═══ SOURCE MATERIAL

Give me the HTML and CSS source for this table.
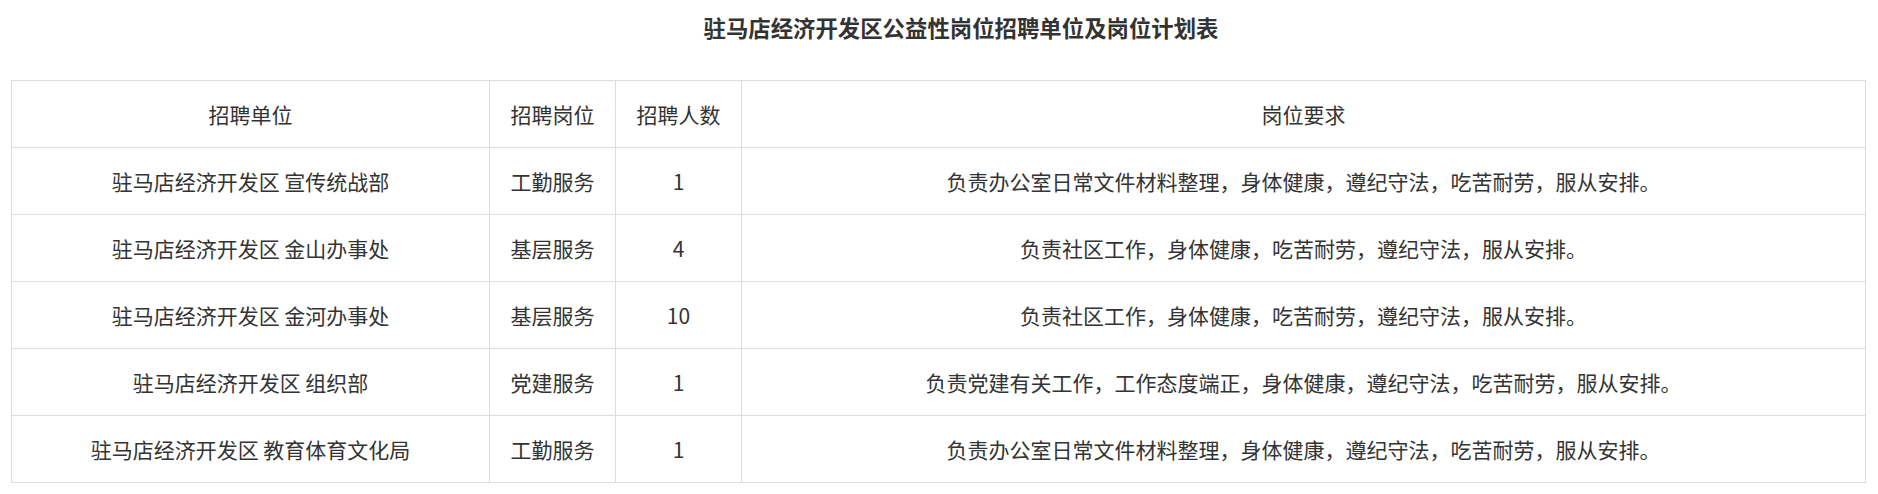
FILE: index.html
```html
<!DOCTYPE html>
<html lang="zh-CN">
<head>
<meta charset="utf-8">
<title>驻马店经济开发区公益性岗位招聘单位及岗位计划表</title>
<link rel="stylesheet" href="styles.css">
</head>
<body>
<h1 class="title">驻马店经济开发区公益性岗位招聘单位及岗位计划表</h1>
<table class="plan">
  <colgroup>
    <col class="c-unit">
    <col class="c-post">
    <col class="c-num">
    <col class="c-req">
  </colgroup>
  <thead>
    <tr><th>招聘单位</th><th>招聘岗位</th><th>招聘人数</th><th>岗位要求</th></tr>
  </thead>
  <tbody>
    <tr><td>驻马店经济开发区 宣传统战部</td><td>工勤服务</td><td>1</td><td>负责办公室日常文件材料整理，身体健康，遵纪守法，吃苦耐劳，服从安排。</td></tr>
    <tr><td>驻马店经济开发区 金山办事处</td><td>基层服务</td><td>4</td><td>负责社区工作，身体健康，吃苦耐劳，遵纪守法，服从安排。</td></tr>
    <tr><td>驻马店经济开发区 金河办事处</td><td>基层服务</td><td>10</td><td>负责社区工作，身体健康，吃苦耐劳，遵纪守法，服从安排。</td></tr>
    <tr><td>驻马店经济开发区 组织部</td><td>党建服务</td><td>1</td><td>负责党建有关工作，工作态度端正，身体健康，遵纪守法，吃苦耐劳，服从安排。</td></tr>
    <tr><td>驻马店经济开发区 教育体育文化局</td><td>工勤服务</td><td>1</td><td>负责办公室日常文件材料整理，身体健康，遵纪守法，吃苦耐劳，服从安排。</td></tr>
  </tbody>
</table>
</body>
</html>
```

FILE: styles.css
```css
html, body {
  margin: 0;
  padding: 0;
  background: #ffffff;
}

body {
  font-family: "Noto Sans CJK SC", "Noto Sans", sans-serif;
  color: #333333;
}

.title {
  margin: 0 0 38px 0;
  padding: 12px 0 0 44px;
  font-size: 22.4px;
  line-height: 30px;
  font-weight: bold;
  text-align: center;
  color: #333333;
}

.plan {
  margin-left: 11px;
  width: 1854px;
  table-layout: fixed;
  border-collapse: collapse;
}

.c-unit { width: 478px; }
.c-post { width: 126px; }
.c-num { width: 126px; }
.c-req { width: 1124px; }

.plan th,
.plan td {
  border: 1px solid #dddddd;
  height: 66px;
  padding: 0;
  font-size: 21px;
  font-weight: normal;
  line-height: 28px;
  text-align: center;
  vertical-align: middle;
  color: #333333;
}
```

══════

* _DO THIS_:
The material above holds pictures; copy everything else in it exactly.

* _SOLVED EXERCISE_:
Give me the HTML and CSS source for this table.
FILE: index.html
```html
<!DOCTYPE html>
<html lang="zh-CN">
<head>
<meta charset="utf-8">
<title>驻马店经济开发区公益性岗位招聘单位及岗位计划表</title>
<link rel="stylesheet" href="styles.css">
</head>
<body>
<h1 class="title">驻马店经济开发区公益性岗位招聘单位及岗位计划表</h1>
<table class="plan">
  <colgroup>
    <col class="c-unit">
    <col class="c-post">
    <col class="c-num">
    <col class="c-req">
  </colgroup>
  <thead>
    <tr><th>招聘单位</th><th>招聘岗位</th><th>招聘人数</th><th>岗位要求</th></tr>
  </thead>
  <tbody>
    <tr><td>驻马店经济开发区 宣传统战部</td><td>工勤服务</td><td>1</td><td>负责办公室日常文件材料整理，身体健康，遵纪守法，吃苦耐劳，服从安排。</td></tr>
    <tr><td>驻马店经济开发区 金山办事处</td><td>基层服务</td><td>4</td><td>负责社区工作，身体健康，吃苦耐劳，遵纪守法，服从安排。</td></tr>
    <tr><td>驻马店经济开发区 金河办事处</td><td>基层服务</td><td>10</td><td>负责社区工作，身体健康，吃苦耐劳，遵纪守法，服从安排。</td></tr>
    <tr><td>驻马店经济开发区 组织部</td><td>党建服务</td><td>1</td><td>负责党建有关工作，工作态度端正，身体健康，遵纪守法，吃苦耐劳，服从安排。</td></tr>
    <tr><td>驻马店经济开发区 教育体育文化局</td><td>工勤服务</td><td>1</td><td>负责办公室日常文件材料整理，身体健康，遵纪守法，吃苦耐劳，服从安排。</td></tr>
  </tbody>
</table>
</body>
</html>
```

FILE: styles.css
```css
html, body {
  margin: 0;
  padding: 0;
  background: #ffffff;
}

body {
  font-family: "Noto Sans CJK SC", "Noto Sans", sans-serif;
  color: #333333;
}

.title {
  margin: 0 0 38px 0;
  padding: 12px 0 0 44px;
  font-size: 22.4px;
  line-height: 30px;
  font-weight: bold;
  text-align: center;
  color: #333333;
}

.plan {
  margin-left: 11px;
  width: 1854px;
  table-layout: fixed;
  border-collapse: collapse;
}

.c-unit { width: 478px; }
.c-post { width: 126px; }
.c-num { width: 126px; }
.c-req { width: 1124px; }

.plan th,
.plan td {
  border: 1px solid #dddddd;
  height: 66px;
  padding: 0;
  font-size: 21px;
  font-weight: normal;
  line-height: 28px;
  text-align: center;
  vertical-align: middle;
  color: #333333;
}
```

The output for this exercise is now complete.